How do you put on something like Ruddigore? How do you do anything? You start at the beginning and work your way to the end – more or less like what I’m doing with this article. Sometimes that approach doesn’t work. If you’re making a film, for example, you shoot all the scenes in a given outdoor location at one time, regardless of their contiguity in the final version because no one is bringing cast and crew back to Morocco three times. In our situation, you would want to work privately with the principals, going over their solos and duets – whether in Acts I or II – as much as possible not to waste anyone else’s time. Only after a while do you start putting everything together – like a musical minestrone. And so standing around the hot water urn or sitting on chairs around the periphery, listening to the other performers do their parts, we could begin to understand what our ‘product’ was supposed to be: the genius of G& S’s original conception, the splendid work of our cast, and the sophistication of Rob Binder’s realization.

I had expected to have to sing a lot and emote a little when I auditioned, and I soon realized that I would have to prance around a bit, but helping with the sets? I have always admonished friends and acquaintances that “you don’t want me walking around your place of residence with a screwdriver.” Barbara can attest that, in general, that’s good advice – which is why in our house, she’s the one wielding the tool du jour, and I’m the one in the kitchen with a spatula in my hand. But there was a general appeal for help creating the sets, so I headed over on a Friday morning to the small theater in the center of town where the work would take place over the next two months. Maybe there was something I could do to be useful – at least not get in the way. Anyway, if I could dance my way through Ruddigore, I could paint my way as well.

Understand that what the Encore Theatre company does is what I imagine small theatrical groups around the world do: recycle the sets. In theory, Judd Fry’s shed in Oklahoma could be a peddler’s stall in Fiddler, which could be the Mug ‘N David tavern in Ruddigore (I am in no way responsible for that title). So the first thing to do is obliterate any indication of prior use. Take all these enormous panels and paint them black. Even I can slap black paint on a board so that from a distance it looks OK. That was day one. The following week, I was engaged in taking pieces of cloth, dipping them in paste, and stapling this disgusting mess to the bottom of other panels on wheels. The third week, I came into my own. They needed someone to trace the outline of a design onto a bunch of knocked down cartons and then cut out the shapes. Magic marker and box cutter in hand (for reasons I do not understand, this American tool has been renamed here a sakin yapani [a Japanese knife]), I began the job. Others did too, but only I remained steadfast and loyal, spending several weeks hacking away at various thickness of cardboard. Not for me to reason why, Roxanne (the very talented set designer) soon will clarify………. But that we will leave for the next and final episode.

Tuesday, January 11, 2011

Why of course you can! Ruddigore, The Overture

There are many things which I will never understand, even if I live long enough to be as wise as I think I am. Somewhere, I would say sort of in the middle of that list of unknowables, is the concept in Jewish law of oaths and vows. Not content with simply saying – in the off-the-cuff manner which most of us adopt – that the party in question won’t ever again eat Ben and Jerry’s Cherry Garcia ice cream, he instead makes a formal declaration to that effect; or he turns it around and pronounces that said ice cream flavor is henceforth forbidden to him (the kind of mind-numbing distinction that has been the source of pride for our People, lo, these many centuries). Now it’s three years later, and this same person wakes up one fine morning with a hankering, an irresistible urge, for this particular flavor. What’s he supposed to do? I believe that he can round up a bunch of rabbis to absolve him from his unwise and hasty decision. But that’s not my question. Why would someone be so stupid, so headstrong, to get into this mess in the first place? I mean, what’s the benefit? That’s my question.

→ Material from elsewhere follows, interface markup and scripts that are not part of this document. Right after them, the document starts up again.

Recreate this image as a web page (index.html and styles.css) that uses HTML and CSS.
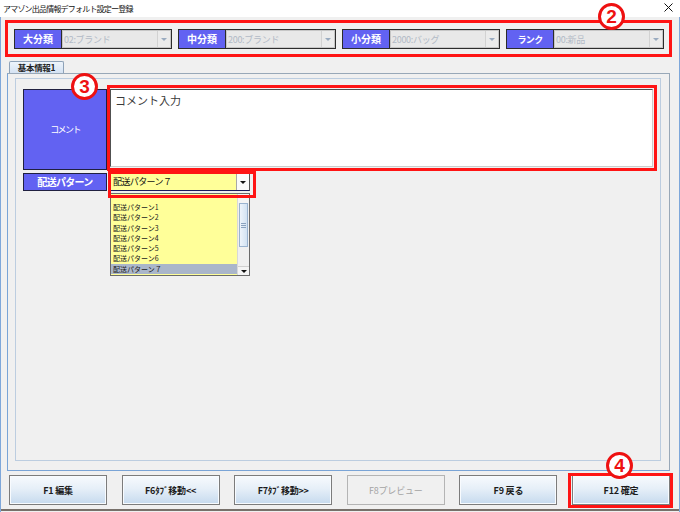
FILE: index.html
```html
<!DOCTYPE html>
<html lang="ja">
<head>
<meta charset="utf-8">
<title>アマゾン出品情報デフォルト設定ー登録</title>
<link rel="stylesheet" href="styles.css">
</head>
<body>
<div class="window">
  <div class="titlebar">
    <span class="title">アマゾン出品情報デフォルト設定ー登録</span>
    <svg class="close" width="9" height="9" viewBox="0 0 9 9"><path d="M0.5 0.5L8.5 8.5M8.5 0.5L0.5 8.5" stroke="#111" stroke-width="1"/></svg>
  </div>
  <div class="client">
    <div class="header">
      <div class="field"><div class="flabel">大分類</div><div class="dcombo"><span class="dval">02:ブランド</span><span class="darrow"><i></i></span></div></div>
      <div class="field"><div class="flabel">中分類</div><div class="dcombo"><span class="dval">200:ブランド</span><span class="darrow"><i></i></span></div></div>
      <div class="field"><div class="flabel">小分類</div><div class="dcombo"><span class="dval">2000:バッグ</span><span class="darrow"><i></i></span></div></div>
      <div class="field"><div class="flabel kana">ランク</div><div class="dcombo"><span class="dval">00:新品</span><span class="darrow"><i></i></span></div></div>
    </div>
    <div class="tabs"><div class="tab">基本情報1</div></div>
    <div class="tabpanel">
      <div class="inner">
        <div class="row-comment">
          <div class="blabel tall">コメント</div>
          <div class="textarea mark">コメント入力</div>
        </div>
        <div class="row-ship">
          <div class="blabel ship">配送パターン</div>
          <div class="combo mark">
            <span class="cval">配送パターン７</span>
            <span class="carrow"><i></i></span>
            <div class="popup">
              <div class="list">
                <div class="item">配送パターン1</div>
                <div class="item">配送パターン2</div>
                <div class="item">配送パターン3</div>
                <div class="item">配送パターン4</div>
                <div class="item">配送パターン5</div>
                <div class="item">配送パターン6</div>
                <div class="item sel">配送パターン７</div>
              </div>
              <div class="scroll">
                <div class="sbtn"></div>
                <div class="thumb"><span class="grip"></span></div>
                <div class="track"></div>
                <div class="sbtn down"><i></i></div>
              </div>
            </div>
          </div>
        </div>
      </div>
    </div>
    <div class="buttons">
      <div class="btn">F1 編集</div>
      <div class="btn">F6ﾀﾌﾞ移動&lt;&lt;</div>
      <div class="btn">F7ﾀﾌﾞ移動&gt;&gt;</div>
      <div class="btn disabled">F8プレビュー</div>
      <div class="btn">F9 戻る</div>
      <div class="btn mark f12">F12 確定</div>
    </div>
    <div class="bottomline"></div>
  </div>
  <span class="badge b2">2</span>
  <span class="badge b3">3</span>
  <span class="badge b4">4</span>
</div>
</body>
</html>
```
FILE: styles.css
```css
* { box-sizing: border-box; }
body {
  margin: 0;
  width: 680px;
  height: 512px;
  overflow: hidden;
  background: #f0f0f0;
  font-family: "Noto Sans CJK JP", "Noto Sans", sans-serif;
  color: #1a1a1a;
}
.window {
  position: relative;
  height: 512px;
  display: flex;
  flex-direction: column;
}
.titlebar {
  height: 17px;
  flex: none;
  background: #ffffff;
  display: flex;
  align-items: center;
  justify-content: space-between;
  padding: 1px 7px 0 3px;
}
.title {
  font-size: 8px;
  letter-spacing: -0.8px;
  color: #111;
  line-height: 10px;
}
.close { display: block; margin-top: -3px; }
.client {
  flex: 1;
  display: flex;
  flex-direction: column;
  border-left: 1px solid #7ea7da;
  border-right: 1px solid #7ea7da;
}
.header {
  margin: 3px 0 0 4px;
  width: 667px;
  height: 37px;
  flex: none;
  border: 3px solid #ff1414;
  padding: 6px 5px 5px 6px;
  display: flex;
  gap: 6px;
}
.field {
  width: 158px;
  height: 20px;
  display: flex;
  border: 1px solid #2c2c2c;
}
.flabel {
  width: 47px;
  flex: none;
  background: #6262f2;
  border-right: 1px solid #2c2c2c;
  color: #fff;
  font-size: 10px;
  font-weight: bold;
  display: flex;
  align-items: center;
  justify-content: center;
  line-height: 1;
}
.flabel.kana { font-size: 9px; letter-spacing: -0.6px; }
.dcombo {
  flex: 1;
  display: flex;
  align-items: center;
  background: #e8e8e8;
  border: 1px solid #c6c6c6;
}
.dval {
  flex: 1;
  font-size: 9px;
  letter-spacing: -0.3px;
  color: #b2bac6;
  padding-left: 1px;
  line-height: 1;
}
.darrow {
  width: 13px;
  height: 100%;
  border-left: 1px solid #d2d2d2;
  background: #ebebeb;
  display: flex;
  align-items: center;
  justify-content: center;
}
.darrow i {
  width: 0;
  height: 0;
  border-left: 3px solid transparent;
  border-right: 3px solid transparent;
  border-top: 3px solid #9aabc0;
}
.tabs {
  margin: 4px 0 0 8px;
  height: 12px;
  flex: none;
  display: flex;
}
.tab {
  width: 55px;
  height: 12px;
  border: 1px solid #8ea2b8;
  border-bottom: 0;
  border-radius: 2px 2px 0 0;
  background: linear-gradient(#eef4fb, #d5e3f3);
  font-size: 8.5px;
  font-weight: bold;
  letter-spacing: -0.3px;
  line-height: 11px;
  text-align: center;
  color: #222;
}
.tabpanel {
  margin-left: 6px;
  width: 663px;
  height: 398px;
  flex: none;
  border: 1px solid #98a8b8;
  border-left-color: #7aa4d6;
  border-bottom-color: #7aa4d6;
  padding: 4px 8px 9px 7px;
}
.inner {
  height: 383px;
  border: 1px solid #bccde0;
  padding: 10px 0 0 7px;
}
.row-comment {
  display: flex;
  align-items: flex-start;
  height: 81px;
}
.blabel {
  width: 84px;
  flex: none;
  background: #6262f2;
  border: 1px solid #202040;
  color: #fff;
  font-weight: bold;
  display: flex;
  align-items: center;
  justify-content: center;
  line-height: 1;
}
.blabel.tall {
  height: 81px;
  font-size: 9px;
  font-weight: normal;
  letter-spacing: -1.6px;
}
.blabel.ship {
  height: 18px;
  font-size: 10px;
  letter-spacing: -0.7px;
}
.textarea {
  position: relative;
  margin-left: 3px;
  width: 543px;
  height: 78px;
  background: #fff;
  border: 1px solid #cccccc;
  border-top-color: #505050;
  border-left-color: #505050;
  font-size: 11px;
  line-height: 14px;
  color: #3a3a3a;
  padding: 3px 4px;
}
.mark::after {
  content: "";
  position: absolute;
  border: 3px solid #ff1414;
  pointer-events: none;
  z-index: 5;
}
.textarea.mark::after { left: -4px; top: -5px; right: -5px; bottom: -5px; }
.row-ship {
  display: flex;
  margin-top: 3px;
  height: 18px;
}
.combo {
  position: relative;
  margin-left: 3px;
  width: 140px;
  height: 18px;
  display: flex;
  background: #ffff99;
  border: 1px solid #555;
  border-bottom-color: #1c1c5c;
}
.combo.mark::after { left: -3px; top: -3px; right: -7px; bottom: -8px; }
.cval {
  flex: 1;
  font-size: 9px;
  letter-spacing: -0.6px;
  line-height: 16px;
  padding-left: 2px;
  color: #111;
}
.carrow {
  width: 13px;
  border-left: 1px solid #a8a8a8;
  background: #fafafa;
  display: flex;
  align-items: center;
  justify-content: center;
}
.carrow i, .sbtn.down i {
  width: 0;
  height: 0;
  border-left: 3px solid transparent;
  border-right: 3px solid transparent;
  border-top: 3px solid #111;
}
.popup {
  position: absolute;
  top: 19px;
  left: -1px;
  width: 140px;
  height: 83px;
  border: 1px solid #6a6a6a;
  background: #ffff99;
  display: flex;
  z-index: 3;
}
.list {
  flex: 1;
  padding-top: 8px;
}
.item {
  height: 10.28px;
  font-size: 7px;
  line-height: 10.28px;
  padding-left: 2px;
  color: #222;
  white-space: nowrap;
}
.item.sel { background: #aab6ca; }
.scroll {
  width: 12px;
  display: flex;
  flex-direction: column;
  background: #f0f0f0;
  border-left: 1px solid #d8d8d8;
}
.sbtn { height: 9px; background: #f4f4f4; }
.sbtn.down {
  display: flex;
  align-items: center;
  justify-content: center;
  border-top: 1px solid #d0d0d0;
}
.thumb {
  height: 44px;
  margin: 0 1px;
  background: linear-gradient(90deg, #eef4fb, #d2e2f2);
  border: 1px solid #9ab3cf;
  display: flex;
  align-items: center;
  justify-content: center;
}
.grip {
  width: 5px;
  height: 5px;
  border-top: 1px solid #8aa2bf;
  border-bottom: 1px solid #8aa2bf;
  background: linear-gradient(#fff0 40%, #8aa2bf 40%, #8aa2bf 60%, #fff0 60%);
}
.track { flex: 1; }
.buttons {
  margin: 4px 0 0 8px;
  width: 661px;
  height: 30px;
  flex: none;
  display: flex;
  justify-content: space-between;
}
.btn {
  position: relative;
  width: 98px;
  height: 30px;
  border: 1px solid #7c7c7c;
  box-shadow: inset 0 0 0 1px #f8fbfe;
  background: linear-gradient(#f7fafd, #e6eff8 45%, #c6daee);
  font-size: 9px;
  font-weight: bold;
  letter-spacing: -0.2px;
  color: #1c1c1c;
  display: flex;
  align-items: center;
  justify-content: center;
}
.btn.disabled {
  background: #f0f0f0;
  border-color: #b4b4b4;
  box-shadow: none;
  color: #a4a4a4;
  font-weight: normal;
}
.btn.f12::after { left: -5px; top: -3px; right: -4px; bottom: -4px; }
.bottomline {
  margin-top: 4px;
  height: 2px;
  flex: none;
  background: #77706a;
}
.badge {
  position: absolute;
  width: 27px;
  height: 27px;
  border: 3px solid #ee1111;
  border-radius: 50%;
  background: #fff;
  color: #ee1111;
  font-family: "Liberation Sans", Arial, sans-serif;
  font-weight: bold;
  font-size: 19px;
  line-height: 21px;
  text-align: center;
  z-index: 10;
}
.b2 { left: 598px; top: 3px; }
.b3 { left: 71px; top: 73px; }
.b4 { left: 606px; top: 452px; }
```
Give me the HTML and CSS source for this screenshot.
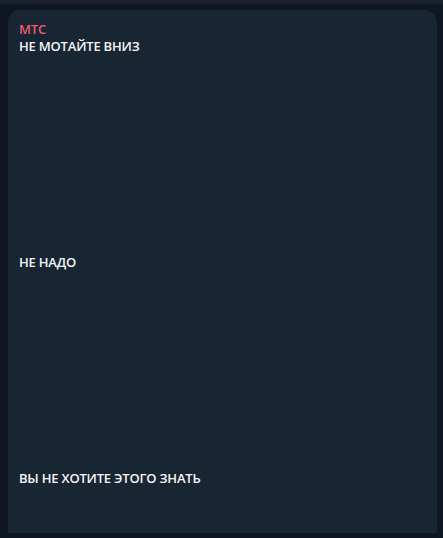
FILE: index.html
```html
<!DOCTYPE html>
<html lang="ru">
<head>
<meta charset="utf-8">
<link rel="stylesheet" href="styles.css">
</head>
<body>
<div class="topbar"></div>
<div class="chat">
  <div class="bubble">
    <div class="author">МТС</div>
    <div class="message">НЕ МОТАЙТЕ ВНИЗ<br><br><br><br><br><br><br><br><br><br><br><br>НЕ НАДО<br><br><br><br><br><br><br><br><br><br><br><br>ВЫ НЕ ХОТИТЕ ЭТОГО ЗНАТЬ</div>
  </div>
</div>
</body>
</html>
```

FILE: styles.css
```css
html, body {
  margin: 0;
  padding: 0;
  height: 100%;
}
body {
  background: #0e1621;
  font-family: "Open Sans", "Noto Sans", sans-serif;
  overflow: hidden;
}
.topbar {
  height: 4px;
  background: #17212b;
}
.chat {
  padding: 6px 6px 5px 8px;
}
.bubble {
  background: #182533;
  border-radius: 12px 12px 0 0;
  height: 523px;
  padding: 10px 12px 0 11px;
  box-sizing: border-box;
}
.author {
  color: #ec5c6c;
  font-weight: 600;
  font-size: 13px;
  line-height: 18px;
  letter-spacing: -0.2px;
}
.message {
  color: #f5f5f5;
  font-weight: 600;
  font-size: 13px;
  line-height: 18px;
  letter-spacing: -0.2px;
  margin-top: -1px;
}
```
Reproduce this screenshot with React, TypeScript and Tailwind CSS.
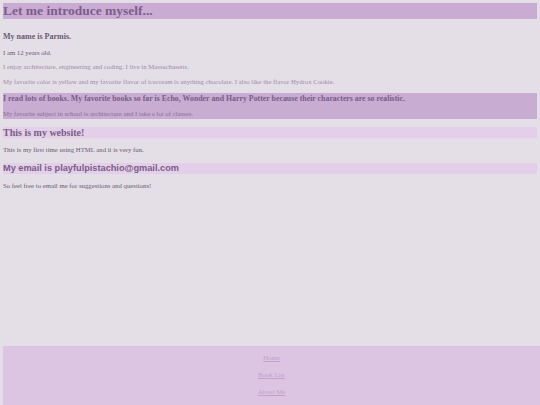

Normal people (which includes some of the people who might be reading this) feel free to make pronouncements about things that they don’t plan to do, places they never want to visit, people whose very sight at the time causes constriction of their veins and arteries. These same normal people, however, understand that they are allowed to change their minds – even if it pains them to do so. Some of us, moreover, understand that the ability, in fact the willingness, to change one’s mind is part of the joys of being alive. What better way to wake up in the morning than with the belief that you can do something startling, something that you never did before, or that you never thought you would ever do again? That’s how to get your toes twinkling as they hit the cold floor at some ungodly hour of the morning. All within reason, of course. With or without a formal declaration to that effect, it is exceedingly unlikely that I will be found sky diving, para-gliding, or bungee jumping. Not in this life, at least.

There are, however, things I will do, things I have done, which weren’t part of my plans when we got off the Nefesh B’Nefesh flight three and a half years ago. I fully expected to continue doing my photography with black and white film, chemicals, and an enlarger. However, I have begun to see the possibility of doing work in color and the necessity of using digital equipment for some or all of my work. And that’s what I’m doing these days. But that’s not what this article is about. Today’s topic is music and singing – as in me singing.

I never made a decision, formal or otherwise, the night when I left the Carnegie Hall stage after performing with the New York City All-City High School Chorus back in the spring of 1958, to discontinue future similar activities. It just happened. Once I got to City College, my life veered off in wildly different directions, and I never looked back to those days of yore. Of course, I continued to sing – for my own amusement. Those who know me well are aware that I am a walking jukebox of American songs of a certain vintage, from which collection I can always be counted on to blurt out a snippet if someone gives me the right cue. Mention a southern state, and I may well start to warble: ‘Down Among the Sleepy Hills of Ten-Ten-Tennessee….’ Or ‘There’s a Cradle in Caroline….’ One of the reasons our marriage has survived thirty two years is because Barbara actually enjoys it when I serenade her.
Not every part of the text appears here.